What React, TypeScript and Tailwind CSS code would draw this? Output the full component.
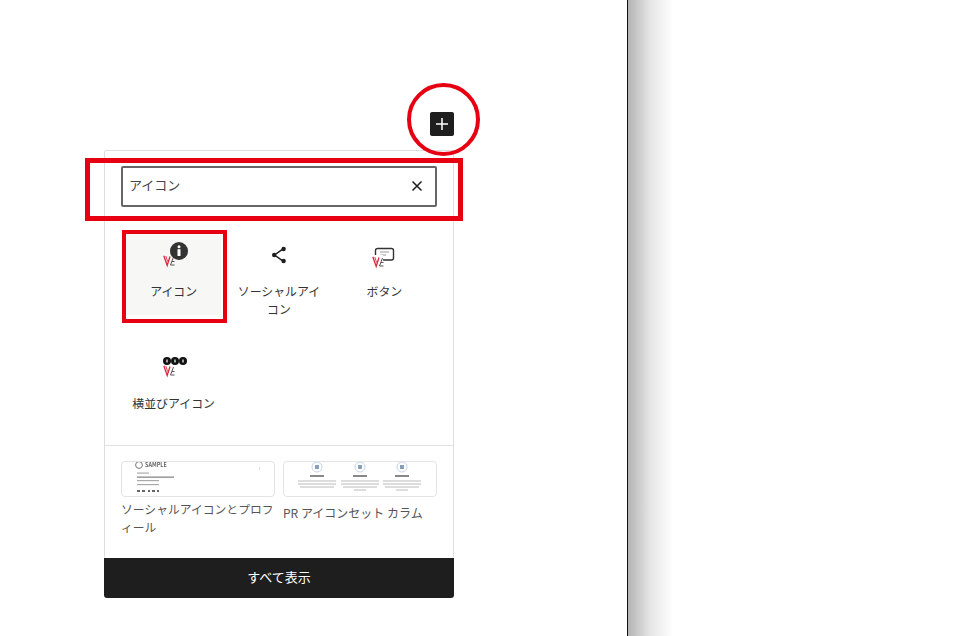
const VkMark = () => (
  <g fill="none" strokeWidth="1.3">
    <path d="M0.8 0.8 L4.2 10.5 L7 1.5" stroke="#d8283c" />
    <path d="M2.8 1 L4.6 6.5" stroke="#d8283c" strokeWidth="0.9" />
    <path d="M7.5 10 L10.5 2 M7.5 10 L11.5 10 M9 6.5 L11.5 6.5" stroke="#555" strokeWidth="1" />
  </g>
)

const InfoIcon = () => (
  <svg width="32" height="26" viewBox="0 0 32 26">
    <g transform="translate(5 13)"><VkMark /></g>
    <circle cx="21" cy="9" r="9" fill="#333" />
    <circle cx="21" cy="4.8" r="1.5" fill="#fff" />
    <rect x="19.5" y="7.2" width="3" height="6.8" fill="#fff" />
  </svg>
)

const ShareIcon = () => (
  <svg width="18" height="18" viewBox="0 0 18 18" fill="#1e1e1e" className="mb-[4px]">
    <path d="M13.5 2.6 L4.5 9 L13.5 15.4" fill="none" stroke="#1e1e1e" strokeWidth="1.5" />
    <circle cx="13.6" cy="3" r="2.2" />
    <circle cx="4.2" cy="9" r="2.2" />
    <circle cx="13.6" cy="15" r="2.2" />
  </svg>
)

const ButtonIcon = () => (
  <svg width="26" height="22" viewBox="0 0 26 22" className="-mb-[1px]">
    <rect x="4.5" y="1.5" width="18" height="11.5" rx="2" fill="none" stroke="#333" strokeWidth="1.4" />
    <path d="M9 5 H18 M9 8 H15" stroke="#999" strokeWidth="1.1" />
    <rect x="0" y="8" width="12" height="14" fill="#fff" />
    <g transform="translate(1 9)"><VkMark /></g>
  </svg>
)

const DotsIcon = () => (
  <svg width="28" height="22" viewBox="0 0 28 22" className="mb-[2px]">
    <g transform="translate(3 9)"><VkMark /></g>
    <circle cx="7" cy="5" r="4" fill="#111" />
    <circle cx="15" cy="5" r="4" fill="#111" />
    <circle cx="23" cy="5" r="4" fill="#111" />
    <path d="M7 3.5 V6.5 M15 3.5 V6.5 M23 3.5 V6.5" stroke="#fff" strokeWidth="1.2" />
  </svg>
)

const BlockItem = ({ icon, label, active }: { icon: React.ReactNode; label: string; active?: boolean }) => (
  <div className="px-[5px] pt-[4px]">
    <div className={`flex h-[85px] flex-col items-center rounded-sm ${active ? "bg-[#f7f7f5]" : ""}`}>
      <div className="flex h-[38px] shrink-0 items-end justify-center">{icon}</div>
      <div className="mt-[14px] w-[92px] shrink-0 text-center text-[11.9px] leading-[18px] text-[#333]">{label}</div>
    </div>
  </div>
)

const ProfilePreview = () => (
  <div className="h-[36px] overflow-hidden rounded border border-[#e4e4e4] bg-white">
    <svg width="152" height="34" viewBox="0 0 152 34" className="blur-[0.5px]">
      <circle cx="17" cy="3" r="3.4" fill="none" stroke="#777" strokeWidth="1" />
      <text x="23" y="5" fontSize="5.5" fontWeight="700" fill="#666">SAMPLE</text>
      <rect x="15" y="10.5" width="12" height="1.2" fill="#aaa" />
      <rect x="15" y="14.5" width="37" height="1.3" fill="#888" />
      <rect x="15" y="18" width="22" height="1.2" fill="#aaa" />
      <rect x="15" y="22" width="22" height="1.2" fill="#aaa" />
      <path d="M15 29 h3 M20 29 h3 M26 29 h2 M30 29 h3 M35 29 h2" stroke="#666" strokeWidth="2" />
      <rect x="137" y="5" width="1" height="3" fill="#ddd" />
    </svg>
  </div>
)

const PrColumn = ({ x, rows = 3 }: { x: number; rows?: number }) => (
  <g transform={`translate(${x} 0)`}>
    <circle cx="0" cy="5" r="5" fill="#fff" stroke="#c3d3e4" strokeWidth="1" />
    <rect x="-2" y="3" width="4" height="4" fill="#8aa0b8" />
    <rect x="-7" y="13" width="14" height="2" fill="#888" />
    <rect x="-19" y="18.5" width="38" height="1" fill="#bbb" />
    <rect x="-19" y="21.5" width="38" height="1" fill="#bbb" />
    <rect x="-17" y="24.5" width="34" height="1" fill="#bbb" />
    {rows > 3 && <rect x="-6" y="27.5" width="12" height="1" fill="#bbb" />}
  </g>
)

const PrPreview = () => (
  <div className="h-[36px] overflow-hidden rounded border border-[#e4e4e4] bg-white">
    <svg width="152" height="34" viewBox="0 0 152 34" className="blur-[0.5px]">
      <PrColumn x={33} />
      <PrColumn x={76} rows={4} />
      <PrColumn x={118} rows={4} />
    </svg>
  </div>
)

export default function App() {
  return (
    <div className="flex h-[636px] w-[960px] overflow-hidden bg-white font-['Noto_Sans_CJK_JP','Noto_Sans',sans-serif]">
      <div className="w-[627px] shrink-0 pl-[104px] pt-[112px]">
        <div className="relative w-[350px]">
          <div className="flex justify-end">
            <div className="flex h-[24px] w-[24px] items-center justify-center rounded-[2px] bg-[#1e1e1e]">
              <svg width="14" height="14" viewBox="0 0 14 14">
                <path d="M7 1 V13 M1 7 H13" stroke="#fff" strokeWidth="1.5" />
              </svg>
            </div>
          </div>

          {/* popover */}
          <div className="mt-[14px] overflow-hidden rounded-[2px] border border-b-0 border-[#dddddd] bg-white">
            <div className="px-[16px] pt-[15px] pb-[19px]">
              <div className="flex h-[41px] items-center justify-between rounded-[2px] border-2 border-[#666] pr-[12px] pl-[6px] text-[13px] text-[#444]">
                <span className="pb-[3px]">アイコン</span>
                <svg width="12" height="12" viewBox="0 0 12 12" className="mb-[1px]">
                  <path d="M1.5 1.5 L10.5 10.5 M10.5 1.5 L1.5 10.5" stroke="#1e1e1e" strokeWidth="1.5" />
                </svg>
              </div>
            </div>
            <div className="grid grid-cols-3 gap-y-[23px] px-[16px] pb-[18px]">
              <BlockItem icon={<InfoIcon />} label="アイコン" active />
              <BlockItem icon={<ShareIcon />} label="ソーシャルアイコン" />
              <BlockItem icon={<ButtonIcon />} label="ボタン" />
              <BlockItem icon={<DotsIcon />} label="横並びアイコン" />
            </div>
            <div className="grid h-[113px] grid-cols-2 gap-x-[8px] border-t border-[#e2e2e2] px-[16px] pt-[15px]">
              <div>
                <ProfilePreview />
                <div className="mt-[3px] text-[11.8px] leading-[18px] text-[#555]">ソーシャルアイコンとプロフィール</div>
              </div>
              <div>
                <PrPreview />
                <div className="mt-[7px] text-[12px] leading-[18px] text-[#555]">PR アイコンセット カラム</div>
              </div>
            </div>
          </div>
          <div className="flex h-[40px] items-center justify-center rounded-b-[3px] bg-[#1e1e1e] pb-[2px] text-[13px] text-white">
            すべて表示
          </div>

          {/* red annotations */}
          <div className="absolute top-[-29px] left-[303px] h-[73px] w-[73px] rounded-full border-[4px] border-[#e60012]" />
          <div className="absolute top-[46px] left-[-19px] h-[63px] w-[378px] border-[5px] border-[#e60012]" />
          <div className="absolute top-[118px] left-[18px] h-[93px] w-[105px] border-[4px] border-[#e60012]" />
        </div>
      </div>
      <div className="w-[1px] shrink-0 bg-[#111]" />
      <div className="h-full w-[45px] bg-gradient-to-r from-[#b4b4b4] via-[#e6e6e6] to-white" />
    </div>
  )
}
* * *
Set exercise
Reproduce all of the data exactly; the pictures do not belong in the copy.

Correct result
What React, TypeScript and Tailwind CSS code would draw this? Output the full component.
const VkMark = () => (
  <g fill="none" strokeWidth="1.3">
    <path d="M0.8 0.8 L4.2 10.5 L7 1.5" stroke="#d8283c" />
    <path d="M2.8 1 L4.6 6.5" stroke="#d8283c" strokeWidth="0.9" />
    <path d="M7.5 10 L10.5 2 M7.5 10 L11.5 10 M9 6.5 L11.5 6.5" stroke="#555" strokeWidth="1" />
  </g>
)

const InfoIcon = () => (
  <svg width="32" height="26" viewBox="0 0 32 26">
    <g transform="translate(5 13)"><VkMark /></g>
    <circle cx="21" cy="9" r="9" fill="#333" />
    <circle cx="21" cy="4.8" r="1.5" fill="#fff" />
    <rect x="19.5" y="7.2" width="3" height="6.8" fill="#fff" />
  </svg>
)

const ShareIcon = () => (
  <svg width="18" height="18" viewBox="0 0 18 18" fill="#1e1e1e" className="mb-[4px]">
    <path d="M13.5 2.6 L4.5 9 L13.5 15.4" fill="none" stroke="#1e1e1e" strokeWidth="1.5" />
    <circle cx="13.6" cy="3" r="2.2" />
    <circle cx="4.2" cy="9" r="2.2" />
    <circle cx="13.6" cy="15" r="2.2" />
  </svg>
)

const ButtonIcon = () => (
  <svg width="26" height="22" viewBox="0 0 26 22" className="-mb-[1px]">
    <rect x="4.5" y="1.5" width="18" height="11.5" rx="2" fill="none" stroke="#333" strokeWidth="1.4" />
    <path d="M9 5 H18 M9 8 H15" stroke="#999" strokeWidth="1.1" />
    <rect x="0" y="8" width="12" height="14" fill="#fff" />
    <g transform="translate(1 9)"><VkMark /></g>
  </svg>
)

const DotsIcon = () => (
  <svg width="28" height="22" viewBox="0 0 28 22" className="mb-[2px]">
    <g transform="translate(3 9)"><VkMark /></g>
    <circle cx="7" cy="5" r="4" fill="#111" />
    <circle cx="15" cy="5" r="4" fill="#111" />
    <circle cx="23" cy="5" r="4" fill="#111" />
    <path d="M7 3.5 V6.5 M15 3.5 V6.5 M23 3.5 V6.5" stroke="#fff" strokeWidth="1.2" />
  </svg>
)

const BlockItem = ({ icon, label, active }: { icon: React.ReactNode; label: string; active?: boolean }) => (
  <div className="px-[5px] pt-[4px]">
    <div className={`flex h-[85px] flex-col items-center rounded-sm ${active ? "bg-[#f7f7f5]" : ""}`}>
      <div className="flex h-[38px] shrink-0 items-end justify-center">{icon}</div>
      <div className="mt-[14px] w-[92px] shrink-0 text-center text-[11.9px] leading-[18px] text-[#333]">{label}</div>
    </div>
  </div>
)

const ProfilePreview = () => (
  <div className="h-[36px] overflow-hidden rounded border border-[#e4e4e4] bg-white">
    <svg width="152" height="34" viewBox="0 0 152 34" className="blur-[0.5px]">
      <circle cx="17" cy="3" r="3.4" fill="none" stroke="#777" strokeWidth="1" />
      <text x="23" y="5" fontSize="5.5" fontWeight="700" fill="#666">SAMPLE</text>
      <rect x="15" y="10.5" width="12" height="1.2" fill="#aaa" />
      <rect x="15" y="14.5" width="37" height="1.3" fill="#888" />
      <rect x="15" y="18" width="22" height="1.2" fill="#aaa" />
      <rect x="15" y="22" width="22" height="1.2" fill="#aaa" />
      <path d="M15 29 h3 M20 29 h3 M26 29 h2 M30 29 h3 M35 29 h2" stroke="#666" strokeWidth="2" />
      <rect x="137" y="5" width="1" height="3" fill="#ddd" />
    </svg>
  </div>
)

const PrColumn = ({ x, rows = 3 }: { x: number; rows?: number }) => (
  <g transform={`translate(${x} 0)`}>
    <circle cx="0" cy="5" r="5" fill="#fff" stroke="#c3d3e4" strokeWidth="1" />
    <rect x="-2" y="3" width="4" height="4" fill="#8aa0b8" />
    <rect x="-7" y="13" width="14" height="2" fill="#888" />
    <rect x="-19" y="18.5" width="38" height="1" fill="#bbb" />
    <rect x="-19" y="21.5" width="38" height="1" fill="#bbb" />
    <rect x="-17" y="24.5" width="34" height="1" fill="#bbb" />
    {rows > 3 && <rect x="-6" y="27.5" width="12" height="1" fill="#bbb" />}
  </g>
)

const PrPreview = () => (
  <div className="h-[36px] overflow-hidden rounded border border-[#e4e4e4] bg-white">
    <svg width="152" height="34" viewBox="0 0 152 34" className="blur-[0.5px]">
      <PrColumn x={33} />
      <PrColumn x={76} rows={4} />
      <PrColumn x={118} rows={4} />
    </svg>
  </div>
)

export default function App() {
  return (
    <div className="flex h-[636px] w-[960px] overflow-hidden bg-white font-['Noto_Sans_CJK_JP','Noto_Sans',sans-serif]">
      <div className="w-[627px] shrink-0 pl-[104px] pt-[112px]">
        <div className="relative w-[350px]">
          <div className="flex justify-end">
            <div className="flex h-[24px] w-[24px] items-center justify-center rounded-[2px] bg-[#1e1e1e]">
              <svg width="14" height="14" viewBox="0 0 14 14">
                <path d="M7 1 V13 M1 7 H13" stroke="#fff" strokeWidth="1.5" />
              </svg>
            </div>
          </div>

          {/* popover */}
          <div className="mt-[14px] overflow-hidden rounded-[2px] border border-b-0 border-[#dddddd] bg-white">
            <div className="px-[16px] pt-[15px] pb-[19px]">
              <div className="flex h-[41px] items-center justify-between rounded-[2px] border-2 border-[#666] pr-[12px] pl-[6px] text-[13px] text-[#444]">
                <span className="pb-[3px]">アイコン</span>
                <svg width="12" height="12" viewBox="0 0 12 12" className="mb-[1px]">
                  <path d="M1.5 1.5 L10.5 10.5 M10.5 1.5 L1.5 10.5" stroke="#1e1e1e" strokeWidth="1.5" />
                </svg>
              </div>
            </div>
            <div className="grid grid-cols-3 gap-y-[23px] px-[16px] pb-[18px]">
              <BlockItem icon={<InfoIcon />} label="アイコン" active />
              <BlockItem icon={<ShareIcon />} label="ソーシャルアイコン" />
              <BlockItem icon={<ButtonIcon />} label="ボタン" />
              <BlockItem icon={<DotsIcon />} label="横並びアイコン" />
            </div>
            <div className="grid h-[113px] grid-cols-2 gap-x-[8px] border-t border-[#e2e2e2] px-[16px] pt-[15px]">
              <div>
                <ProfilePreview />
                <div className="mt-[3px] text-[11.8px] leading-[18px] text-[#555]">ソーシャルアイコンとプロフィール</div>
              </div>
              <div>
                <PrPreview />
                <div className="mt-[7px] text-[12px] leading-[18px] text-[#555]">PR アイコンセット カラム</div>
              </div>
            </div>
          </div>
          <div className="flex h-[40px] items-center justify-center rounded-b-[3px] bg-[#1e1e1e] pb-[2px] text-[13px] text-white">
            すべて表示
          </div>

          {/* red annotations */}
          <div className="absolute top-[-29px] left-[303px] h-[73px] w-[73px] rounded-full border-[4px] border-[#e60012]" />
          <div className="absolute top-[46px] left-[-19px] h-[63px] w-[378px] border-[5px] border-[#e60012]" />
          <div className="absolute top-[118px] left-[18px] h-[93px] w-[105px] border-[4px] border-[#e60012]" />
        </div>
      </div>
      <div className="w-[1px] shrink-0 bg-[#111]" />
      <div className="h-full w-[45px] bg-gradient-to-r from-[#b4b4b4] via-[#e6e6e6] to-white" />
    </div>
  )
}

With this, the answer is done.